# Grayton Beach Report



## GA Fisherman (Feb 20, 2013)

Just finished fishing three days in the Grayton Beach area while on Spring Break. This was my first surf fishing experience and I would call it a success. I caught a smattering of nasty hardheads (3 or 4) but on the third and final day I caught a 12'' pomp on previously frozen shrimp. Weather was about 60 degrees and a stiff north wind. It was a great time out there with friends and the pomp was my goal all along. Thanks to all who gave some advice leading up to the trip and any that gave me advice out there on the beach. I look forward to many more pomps beacuse he really did taste good after soaking in italian dressing and throwing him on the grill.

Tight Lines!


----------



## Realtor (Oct 1, 2007)

nice report, no Pictures???


----------



## GA Fisherman (Feb 20, 2013)

ask and you shall recieve!


----------



## Pompano Joe (Jan 28, 2009)

That's awesome considering the weather!

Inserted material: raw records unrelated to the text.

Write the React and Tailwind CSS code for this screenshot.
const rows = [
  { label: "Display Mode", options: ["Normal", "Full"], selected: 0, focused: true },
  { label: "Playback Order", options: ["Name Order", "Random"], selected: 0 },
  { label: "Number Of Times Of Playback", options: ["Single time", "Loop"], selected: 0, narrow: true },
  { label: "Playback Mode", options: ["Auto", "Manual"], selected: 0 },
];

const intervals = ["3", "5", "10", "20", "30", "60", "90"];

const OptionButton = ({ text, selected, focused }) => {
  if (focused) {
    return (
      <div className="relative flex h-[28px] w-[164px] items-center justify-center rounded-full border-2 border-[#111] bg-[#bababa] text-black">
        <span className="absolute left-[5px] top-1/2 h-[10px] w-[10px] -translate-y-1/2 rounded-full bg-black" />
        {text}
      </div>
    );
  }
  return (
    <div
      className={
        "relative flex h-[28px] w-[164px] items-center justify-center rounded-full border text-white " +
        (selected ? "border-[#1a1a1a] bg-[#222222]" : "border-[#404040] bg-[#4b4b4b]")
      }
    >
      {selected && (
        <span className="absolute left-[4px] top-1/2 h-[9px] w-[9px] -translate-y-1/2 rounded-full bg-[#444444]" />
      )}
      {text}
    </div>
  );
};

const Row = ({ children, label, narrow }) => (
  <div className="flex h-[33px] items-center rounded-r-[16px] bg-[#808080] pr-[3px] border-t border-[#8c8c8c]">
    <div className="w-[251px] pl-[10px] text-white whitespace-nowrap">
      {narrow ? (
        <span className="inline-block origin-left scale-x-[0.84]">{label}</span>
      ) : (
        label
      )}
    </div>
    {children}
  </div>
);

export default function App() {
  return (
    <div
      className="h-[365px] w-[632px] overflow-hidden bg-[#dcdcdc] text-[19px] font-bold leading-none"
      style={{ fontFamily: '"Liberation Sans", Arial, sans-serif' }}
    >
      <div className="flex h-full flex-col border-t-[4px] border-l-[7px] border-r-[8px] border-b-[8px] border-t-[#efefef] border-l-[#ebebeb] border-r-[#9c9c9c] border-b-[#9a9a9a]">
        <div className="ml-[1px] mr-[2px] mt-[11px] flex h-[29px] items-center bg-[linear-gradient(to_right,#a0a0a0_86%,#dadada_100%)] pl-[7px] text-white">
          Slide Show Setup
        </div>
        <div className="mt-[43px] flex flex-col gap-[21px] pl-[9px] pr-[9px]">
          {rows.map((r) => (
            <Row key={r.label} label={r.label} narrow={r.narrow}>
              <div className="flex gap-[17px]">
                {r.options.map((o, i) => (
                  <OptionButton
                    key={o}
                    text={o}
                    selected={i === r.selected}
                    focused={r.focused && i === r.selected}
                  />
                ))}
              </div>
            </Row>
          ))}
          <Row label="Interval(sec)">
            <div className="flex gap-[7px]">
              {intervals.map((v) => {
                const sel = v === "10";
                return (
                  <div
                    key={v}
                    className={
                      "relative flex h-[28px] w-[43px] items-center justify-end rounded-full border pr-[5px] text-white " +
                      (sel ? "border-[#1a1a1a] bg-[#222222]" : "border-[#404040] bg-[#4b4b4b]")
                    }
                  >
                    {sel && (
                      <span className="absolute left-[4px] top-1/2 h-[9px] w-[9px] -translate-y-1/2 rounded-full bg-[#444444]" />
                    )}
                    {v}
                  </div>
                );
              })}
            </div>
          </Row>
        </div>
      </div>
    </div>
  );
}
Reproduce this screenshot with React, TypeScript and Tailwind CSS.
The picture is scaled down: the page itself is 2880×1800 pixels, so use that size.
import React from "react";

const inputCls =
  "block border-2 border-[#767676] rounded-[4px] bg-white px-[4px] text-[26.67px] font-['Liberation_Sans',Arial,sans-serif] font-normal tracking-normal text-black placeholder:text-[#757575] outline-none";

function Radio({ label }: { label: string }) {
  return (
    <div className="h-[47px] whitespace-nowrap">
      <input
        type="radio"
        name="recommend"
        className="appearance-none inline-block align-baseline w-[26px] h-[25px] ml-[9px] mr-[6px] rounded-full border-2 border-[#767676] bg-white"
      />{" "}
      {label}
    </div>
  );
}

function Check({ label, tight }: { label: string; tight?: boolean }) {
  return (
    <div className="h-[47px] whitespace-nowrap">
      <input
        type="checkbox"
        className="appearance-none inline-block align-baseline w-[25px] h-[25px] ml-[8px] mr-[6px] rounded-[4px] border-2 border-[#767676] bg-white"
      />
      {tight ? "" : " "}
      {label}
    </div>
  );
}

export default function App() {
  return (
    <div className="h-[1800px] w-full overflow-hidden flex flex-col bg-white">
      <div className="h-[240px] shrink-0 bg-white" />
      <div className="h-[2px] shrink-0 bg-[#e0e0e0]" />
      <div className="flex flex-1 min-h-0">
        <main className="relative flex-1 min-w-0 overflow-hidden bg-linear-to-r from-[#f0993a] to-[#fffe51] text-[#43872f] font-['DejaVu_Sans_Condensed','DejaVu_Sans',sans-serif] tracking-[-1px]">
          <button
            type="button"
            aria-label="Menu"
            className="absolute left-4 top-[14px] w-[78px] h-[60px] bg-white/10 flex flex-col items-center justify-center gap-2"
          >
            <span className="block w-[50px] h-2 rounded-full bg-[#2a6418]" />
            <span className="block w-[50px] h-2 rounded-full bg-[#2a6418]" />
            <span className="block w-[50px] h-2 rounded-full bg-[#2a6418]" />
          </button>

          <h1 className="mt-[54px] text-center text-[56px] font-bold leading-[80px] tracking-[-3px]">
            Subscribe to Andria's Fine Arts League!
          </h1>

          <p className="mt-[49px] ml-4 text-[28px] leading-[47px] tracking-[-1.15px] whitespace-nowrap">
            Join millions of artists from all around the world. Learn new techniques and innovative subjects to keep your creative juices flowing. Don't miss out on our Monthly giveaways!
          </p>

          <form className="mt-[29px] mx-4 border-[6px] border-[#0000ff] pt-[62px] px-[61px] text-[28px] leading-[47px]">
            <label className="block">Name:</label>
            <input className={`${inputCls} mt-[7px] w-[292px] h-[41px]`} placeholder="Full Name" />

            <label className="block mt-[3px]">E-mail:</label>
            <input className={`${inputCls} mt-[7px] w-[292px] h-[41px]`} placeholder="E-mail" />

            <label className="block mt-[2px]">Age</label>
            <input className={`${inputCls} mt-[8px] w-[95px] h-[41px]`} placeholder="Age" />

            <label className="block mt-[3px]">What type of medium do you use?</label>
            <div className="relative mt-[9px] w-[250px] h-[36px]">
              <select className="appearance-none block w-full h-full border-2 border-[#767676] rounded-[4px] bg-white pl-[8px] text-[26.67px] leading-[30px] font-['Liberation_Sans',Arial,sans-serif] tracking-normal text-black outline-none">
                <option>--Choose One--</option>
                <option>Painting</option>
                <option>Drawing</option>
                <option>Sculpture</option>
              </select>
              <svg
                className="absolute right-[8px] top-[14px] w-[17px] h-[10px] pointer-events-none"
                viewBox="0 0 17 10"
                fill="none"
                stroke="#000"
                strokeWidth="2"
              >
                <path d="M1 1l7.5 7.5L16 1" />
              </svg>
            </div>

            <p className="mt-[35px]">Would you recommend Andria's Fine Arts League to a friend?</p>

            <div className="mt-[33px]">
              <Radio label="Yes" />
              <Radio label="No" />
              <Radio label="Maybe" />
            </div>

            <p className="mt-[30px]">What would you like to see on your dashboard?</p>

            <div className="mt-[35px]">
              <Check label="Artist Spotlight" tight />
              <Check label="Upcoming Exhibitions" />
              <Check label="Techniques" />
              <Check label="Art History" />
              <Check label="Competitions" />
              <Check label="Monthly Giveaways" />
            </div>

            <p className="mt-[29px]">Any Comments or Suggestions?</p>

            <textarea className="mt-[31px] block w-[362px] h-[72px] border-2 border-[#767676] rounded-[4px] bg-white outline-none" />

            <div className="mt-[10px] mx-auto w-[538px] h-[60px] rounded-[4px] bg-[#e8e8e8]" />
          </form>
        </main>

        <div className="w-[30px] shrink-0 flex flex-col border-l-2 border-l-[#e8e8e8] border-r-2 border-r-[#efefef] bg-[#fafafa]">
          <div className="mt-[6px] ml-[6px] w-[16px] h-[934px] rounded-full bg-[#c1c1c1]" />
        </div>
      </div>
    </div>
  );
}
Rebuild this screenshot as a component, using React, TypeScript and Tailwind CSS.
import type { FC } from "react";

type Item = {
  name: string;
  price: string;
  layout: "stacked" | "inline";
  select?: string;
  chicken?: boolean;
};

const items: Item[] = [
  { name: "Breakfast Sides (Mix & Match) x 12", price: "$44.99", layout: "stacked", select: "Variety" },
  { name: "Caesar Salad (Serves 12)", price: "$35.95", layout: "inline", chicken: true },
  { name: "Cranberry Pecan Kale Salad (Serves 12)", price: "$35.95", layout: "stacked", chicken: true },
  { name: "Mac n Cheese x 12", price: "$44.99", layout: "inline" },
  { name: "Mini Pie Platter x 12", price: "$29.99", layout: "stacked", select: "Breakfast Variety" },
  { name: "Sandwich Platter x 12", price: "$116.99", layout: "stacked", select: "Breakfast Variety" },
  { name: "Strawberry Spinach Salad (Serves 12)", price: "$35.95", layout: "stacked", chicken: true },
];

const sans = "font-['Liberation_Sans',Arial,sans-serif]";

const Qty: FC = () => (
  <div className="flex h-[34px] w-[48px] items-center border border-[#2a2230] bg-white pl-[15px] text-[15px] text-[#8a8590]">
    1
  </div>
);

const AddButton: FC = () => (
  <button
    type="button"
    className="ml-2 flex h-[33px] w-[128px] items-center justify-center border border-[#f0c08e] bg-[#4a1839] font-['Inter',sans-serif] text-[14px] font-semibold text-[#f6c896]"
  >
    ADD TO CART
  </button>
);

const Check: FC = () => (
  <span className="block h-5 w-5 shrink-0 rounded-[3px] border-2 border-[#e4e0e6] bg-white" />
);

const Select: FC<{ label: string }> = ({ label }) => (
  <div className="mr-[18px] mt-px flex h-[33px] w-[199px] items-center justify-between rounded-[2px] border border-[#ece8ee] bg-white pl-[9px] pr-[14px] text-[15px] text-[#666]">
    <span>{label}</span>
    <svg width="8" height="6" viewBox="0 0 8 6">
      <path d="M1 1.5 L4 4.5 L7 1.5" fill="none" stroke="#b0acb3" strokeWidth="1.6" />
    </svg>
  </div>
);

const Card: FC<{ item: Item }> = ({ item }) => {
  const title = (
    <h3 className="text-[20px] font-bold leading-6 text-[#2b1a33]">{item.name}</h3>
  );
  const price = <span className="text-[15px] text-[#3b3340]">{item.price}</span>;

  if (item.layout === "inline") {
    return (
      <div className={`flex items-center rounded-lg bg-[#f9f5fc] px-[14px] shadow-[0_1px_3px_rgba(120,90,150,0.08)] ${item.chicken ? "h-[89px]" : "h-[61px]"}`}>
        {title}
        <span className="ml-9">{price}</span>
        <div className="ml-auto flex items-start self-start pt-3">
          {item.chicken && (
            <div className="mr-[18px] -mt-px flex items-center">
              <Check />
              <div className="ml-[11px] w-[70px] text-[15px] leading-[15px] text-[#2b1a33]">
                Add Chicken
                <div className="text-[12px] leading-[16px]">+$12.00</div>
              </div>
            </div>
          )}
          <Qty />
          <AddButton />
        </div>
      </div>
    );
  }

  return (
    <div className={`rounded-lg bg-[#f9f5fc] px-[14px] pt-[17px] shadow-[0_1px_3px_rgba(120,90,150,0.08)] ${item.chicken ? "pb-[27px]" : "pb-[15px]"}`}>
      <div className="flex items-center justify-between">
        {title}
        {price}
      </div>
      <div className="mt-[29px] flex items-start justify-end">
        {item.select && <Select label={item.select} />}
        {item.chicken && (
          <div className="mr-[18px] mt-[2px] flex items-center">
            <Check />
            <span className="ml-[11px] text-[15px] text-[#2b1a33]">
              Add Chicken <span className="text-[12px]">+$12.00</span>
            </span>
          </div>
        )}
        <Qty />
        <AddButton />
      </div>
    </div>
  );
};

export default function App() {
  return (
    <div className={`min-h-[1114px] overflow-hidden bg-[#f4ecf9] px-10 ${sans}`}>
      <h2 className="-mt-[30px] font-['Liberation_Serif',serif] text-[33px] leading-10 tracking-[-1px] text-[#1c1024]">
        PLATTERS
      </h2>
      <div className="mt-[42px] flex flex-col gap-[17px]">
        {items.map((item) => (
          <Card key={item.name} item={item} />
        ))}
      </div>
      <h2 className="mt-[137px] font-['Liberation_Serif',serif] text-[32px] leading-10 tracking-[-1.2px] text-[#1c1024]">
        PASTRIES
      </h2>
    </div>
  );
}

Welcome to the Surf Fishing Fraternity.


----------



## GAjohn (May 23, 2012)

Good deal man! I'll be down there all next week and hopefully will have some fish to show for it.


----------



## bigtallluke (Jul 14, 2012)

Thanks for the report! What kind of rig were you using in conjunction with the shrimp to land the pomp? I live in the area and go to Grayton quite a bit...glad to hear a decent report come out of there. I have seen some interesting hook-ups from my beach going down there! Im going to start surf fishing this year, so I have a lot to learn.


----------



## GA Fisherman (Feb 20, 2013)

I was using a triple hook dropper rig from bass pro shops with orange beads at the base of each of the hooks. I believe for that day I had a 3oz. pyramid on the bottom of rig and the surf was not very rough so it had no problem staying put! 

I was brand new to the surf fishing game prior to the trip so I picked out the simplest looking rig I could find when I went to Bass Pro. I am sure the local places have more creative and effective rigs.​


----------



## tobyb02 (May 2, 2008)

*Nice Catch*

Could I catch a couple big bull reds in the next week or so?

I'm asking, shall I receive?


----------



## panhandleslim (Jan 11, 2013)

*Better than even*

I'd have to say that you will have an excellent chance. Friday thru Monday is supposed to be perfect. Light surf and correct wind direction. One rig with menhanden and another with mullet....should be money. if you have a third rig add the shrimp and it should be gold. Good luck.


----------



## dave g (Jan 25, 2013)

Anybody know where you could buy some menhaden. Been in the blue mountain area for two weeks and can't find any for sale.


----------



## Charlie2 (Oct 2, 2007)

*Bull Reds*



tobyb02 said:


> Could I catch a couple big bull reds in the next week or so?
> 
> I'm asking, shall I receive?


I use a Long Ranger Clipdown Rig to get distance, baited with a fish head of any kind. If a BIG! red is around; hang on! You also may pick up op a shark(or three)!

I wish you luck! C2


----------